WHAT THE TASK REQUIRES:
Reproduce the listing exactly, with no pictures in your copy.

SUPPLIED DATA:
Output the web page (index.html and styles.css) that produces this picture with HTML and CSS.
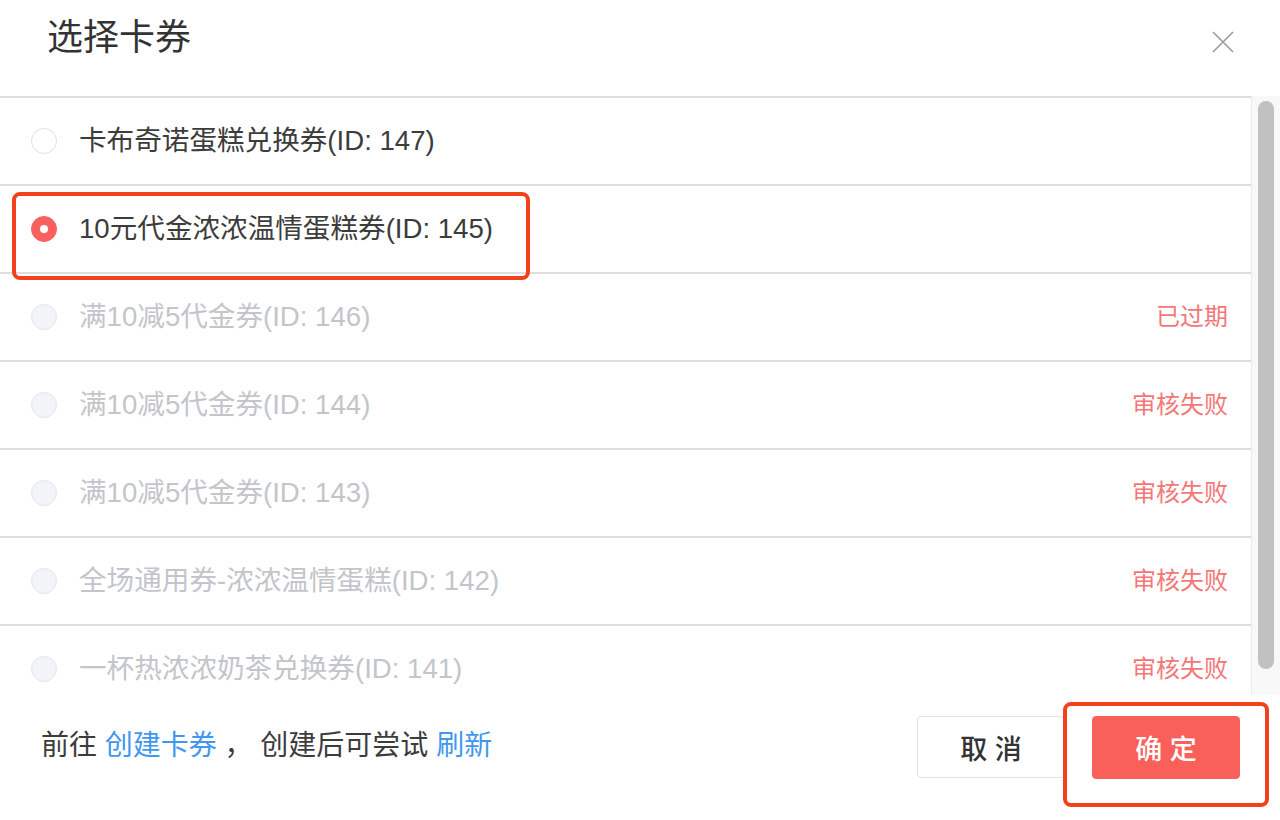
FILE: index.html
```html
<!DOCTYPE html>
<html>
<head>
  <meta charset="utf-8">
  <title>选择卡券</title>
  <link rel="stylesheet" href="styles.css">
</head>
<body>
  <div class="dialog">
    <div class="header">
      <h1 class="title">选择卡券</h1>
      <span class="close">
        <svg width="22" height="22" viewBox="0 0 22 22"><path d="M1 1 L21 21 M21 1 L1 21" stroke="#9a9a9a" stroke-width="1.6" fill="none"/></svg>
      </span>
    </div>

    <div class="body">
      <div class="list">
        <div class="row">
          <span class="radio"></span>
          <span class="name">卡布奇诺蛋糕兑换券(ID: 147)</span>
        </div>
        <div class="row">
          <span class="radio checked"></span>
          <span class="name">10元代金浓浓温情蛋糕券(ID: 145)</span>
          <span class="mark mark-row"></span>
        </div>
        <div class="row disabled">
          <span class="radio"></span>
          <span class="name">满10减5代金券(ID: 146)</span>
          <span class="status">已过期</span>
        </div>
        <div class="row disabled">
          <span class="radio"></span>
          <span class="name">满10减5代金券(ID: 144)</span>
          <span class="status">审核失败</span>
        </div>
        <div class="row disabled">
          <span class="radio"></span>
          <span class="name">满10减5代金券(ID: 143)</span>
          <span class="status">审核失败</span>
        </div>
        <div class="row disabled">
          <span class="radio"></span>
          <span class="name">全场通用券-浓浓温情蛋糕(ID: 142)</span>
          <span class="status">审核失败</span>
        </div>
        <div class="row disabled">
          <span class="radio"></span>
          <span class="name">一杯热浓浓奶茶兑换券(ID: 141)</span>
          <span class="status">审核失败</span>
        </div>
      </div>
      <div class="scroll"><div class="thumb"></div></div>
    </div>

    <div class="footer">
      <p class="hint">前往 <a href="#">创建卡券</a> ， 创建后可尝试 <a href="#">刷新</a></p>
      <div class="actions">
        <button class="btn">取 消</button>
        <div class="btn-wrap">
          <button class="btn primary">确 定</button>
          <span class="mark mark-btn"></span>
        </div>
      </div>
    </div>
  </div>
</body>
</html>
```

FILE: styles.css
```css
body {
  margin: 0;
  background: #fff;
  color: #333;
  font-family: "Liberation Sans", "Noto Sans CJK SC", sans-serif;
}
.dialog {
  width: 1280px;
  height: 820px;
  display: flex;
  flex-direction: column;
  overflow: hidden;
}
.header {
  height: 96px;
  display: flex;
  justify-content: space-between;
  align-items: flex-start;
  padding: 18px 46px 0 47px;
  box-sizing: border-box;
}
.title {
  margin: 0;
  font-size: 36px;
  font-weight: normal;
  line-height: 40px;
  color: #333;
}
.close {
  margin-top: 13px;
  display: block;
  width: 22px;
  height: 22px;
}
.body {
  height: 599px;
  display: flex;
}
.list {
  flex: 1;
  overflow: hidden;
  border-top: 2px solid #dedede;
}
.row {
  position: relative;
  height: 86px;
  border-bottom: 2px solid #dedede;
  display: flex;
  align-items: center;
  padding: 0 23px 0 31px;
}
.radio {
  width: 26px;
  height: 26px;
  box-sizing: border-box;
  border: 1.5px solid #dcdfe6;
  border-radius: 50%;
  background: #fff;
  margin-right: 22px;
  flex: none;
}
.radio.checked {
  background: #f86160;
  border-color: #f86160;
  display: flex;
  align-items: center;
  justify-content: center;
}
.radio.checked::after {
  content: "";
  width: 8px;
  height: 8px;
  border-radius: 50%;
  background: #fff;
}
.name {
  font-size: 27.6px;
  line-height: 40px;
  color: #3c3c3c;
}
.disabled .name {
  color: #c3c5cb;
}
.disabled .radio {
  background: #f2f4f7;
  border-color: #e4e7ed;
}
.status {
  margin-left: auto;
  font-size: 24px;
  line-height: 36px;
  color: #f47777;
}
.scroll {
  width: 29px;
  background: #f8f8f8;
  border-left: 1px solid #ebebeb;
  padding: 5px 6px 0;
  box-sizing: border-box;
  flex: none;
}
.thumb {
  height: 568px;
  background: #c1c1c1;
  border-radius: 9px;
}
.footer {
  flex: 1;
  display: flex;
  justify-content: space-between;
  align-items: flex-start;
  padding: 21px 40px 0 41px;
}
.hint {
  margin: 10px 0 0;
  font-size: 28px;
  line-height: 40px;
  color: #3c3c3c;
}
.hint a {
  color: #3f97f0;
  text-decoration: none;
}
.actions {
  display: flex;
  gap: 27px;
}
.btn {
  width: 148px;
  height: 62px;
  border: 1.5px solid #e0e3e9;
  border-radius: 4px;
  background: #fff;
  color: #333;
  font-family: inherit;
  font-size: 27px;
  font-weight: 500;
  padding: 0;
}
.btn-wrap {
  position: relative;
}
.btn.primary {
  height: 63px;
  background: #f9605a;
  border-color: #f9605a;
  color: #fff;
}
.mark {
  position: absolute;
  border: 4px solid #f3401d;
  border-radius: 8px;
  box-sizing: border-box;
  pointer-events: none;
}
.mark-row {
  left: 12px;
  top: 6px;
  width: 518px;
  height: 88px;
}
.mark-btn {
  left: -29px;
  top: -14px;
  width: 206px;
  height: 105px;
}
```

REPLY TO THE TASK:
Output the web page (index.html and styles.css) that produces this picture with HTML and CSS.
FILE: index.html
```html
<!DOCTYPE html>
<html>
<head>
  <meta charset="utf-8">
  <title>选择卡券</title>
  <link rel="stylesheet" href="styles.css">
</head>
<body>
  <div class="dialog">
    <div class="header">
      <h1 class="title">选择卡券</h1>
      <span class="close">
        <svg width="22" height="22" viewBox="0 0 22 22"><path d="M1 1 L21 21 M21 1 L1 21" stroke="#9a9a9a" stroke-width="1.6" fill="none"/></svg>
      </span>
    </div>

    <div class="body">
      <div class="list">
        <div class="row">
          <span class="radio"></span>
          <span class="name">卡布奇诺蛋糕兑换券(ID: 147)</span>
        </div>
        <div class="row">
          <span class="radio checked"></span>
          <span class="name">10元代金浓浓温情蛋糕券(ID: 145)</span>
          <span class="mark mark-row"></span>
        </div>
        <div class="row disabled">
          <span class="radio"></span>
          <span class="name">满10减5代金券(ID: 146)</span>
          <span class="status">已过期</span>
        </div>
        <div class="row disabled">
          <span class="radio"></span>
          <span class="name">满10减5代金券(ID: 144)</span>
          <span class="status">审核失败</span>
        </div>
        <div class="row disabled">
          <span class="radio"></span>
          <span class="name">满10减5代金券(ID: 143)</span>
          <span class="status">审核失败</span>
        </div>
        <div class="row disabled">
          <span class="radio"></span>
          <span class="name">全场通用券-浓浓温情蛋糕(ID: 142)</span>
          <span class="status">审核失败</span>
        </div>
        <div class="row disabled">
          <span class="radio"></span>
          <span class="name">一杯热浓浓奶茶兑换券(ID: 141)</span>
          <span class="status">审核失败</span>
        </div>
      </div>
      <div class="scroll"><div class="thumb"></div></div>
    </div>

    <div class="footer">
      <p class="hint">前往 <a href="#">创建卡券</a> ， 创建后可尝试 <a href="#">刷新</a></p>
      <div class="actions">
        <button class="btn">取 消</button>
        <div class="btn-wrap">
          <button class="btn primary">确 定</button>
          <span class="mark mark-btn"></span>
        </div>
      </div>
    </div>
  </div>
</body>
</html>
```

FILE: styles.css
```css
body {
  margin: 0;
  background: #fff;
  color: #333;
  font-family: "Liberation Sans", "Noto Sans CJK SC", sans-serif;
}
.dialog {
  width: 1280px;
  height: 820px;
  display: flex;
  flex-direction: column;
  overflow: hidden;
}
.header {
  height: 96px;
  display: flex;
  justify-content: space-between;
  align-items: flex-start;
  padding: 18px 46px 0 47px;
  box-sizing: border-box;
}
.title {
  margin: 0;
  font-size: 36px;
  font-weight: normal;
  line-height: 40px;
  color: #333;
}
.close {
  margin-top: 13px;
  display: block;
  width: 22px;
  height: 22px;
}
.body {
  height: 599px;
  display: flex;
}
.list {
  flex: 1;
  overflow: hidden;
  border-top: 2px solid #dedede;
}
.row {
  position: relative;
  height: 86px;
  border-bottom: 2px solid #dedede;
  display: flex;
  align-items: center;
  padding: 0 23px 0 31px;
}
.radio {
  width: 26px;
  height: 26px;
  box-sizing: border-box;
  border: 1.5px solid #dcdfe6;
  border-radius: 50%;
  background: #fff;
  margin-right: 22px;
  flex: none;
}
.radio.checked {
  background: #f86160;
  border-color: #f86160;
  display: flex;
  align-items: center;
  justify-content: center;
}
.radio.checked::after {
  content: "";
  width: 8px;
  height: 8px;
  border-radius: 50%;
  background: #fff;
}
.name {
  font-size: 27.6px;
  line-height: 40px;
  color: #3c3c3c;
}
.disabled .name {
  color: #c3c5cb;
}
.disabled .radio {
  background: #f2f4f7;
  border-color: #e4e7ed;
}
.status {
  margin-left: auto;
  font-size: 24px;
  line-height: 36px;
  color: #f47777;
}
.scroll {
  width: 29px;
  background: #f8f8f8;
  border-left: 1px solid #ebebeb;
  padding: 5px 6px 0;
  box-sizing: border-box;
  flex: none;
}
.thumb {
  height: 568px;
  background: #c1c1c1;
  border-radius: 9px;
}
.footer {
  flex: 1;
  display: flex;
  justify-content: space-between;
  align-items: flex-start;
  padding: 21px 40px 0 41px;
}
.hint {
  margin: 10px 0 0;
  font-size: 28px;
  line-height: 40px;
  color: #3c3c3c;
}
.hint a {
  color: #3f97f0;
  text-decoration: none;
}
.actions {
  display: flex;
  gap: 27px;
}
.btn {
  width: 148px;
  height: 62px;
  border: 1.5px solid #e0e3e9;
  border-radius: 4px;
  background: #fff;
  color: #333;
  font-family: inherit;
  font-size: 27px;
  font-weight: 500;
  padding: 0;
}
.btn-wrap {
  position: relative;
}
.btn.primary {
  height: 63px;
  background: #f9605a;
  border-color: #f9605a;
  color: #fff;
}
.mark {
  position: absolute;
  border: 4px solid #f3401d;
  border-radius: 8px;
  box-sizing: border-box;
  pointer-events: none;
}
.mark-row {
  left: 12px;
  top: 6px;
  width: 518px;
  height: 88px;
}
.mark-btn {
  left: -29px;
  top: -14px;
  width: 206px;
  height: 105px;
}
```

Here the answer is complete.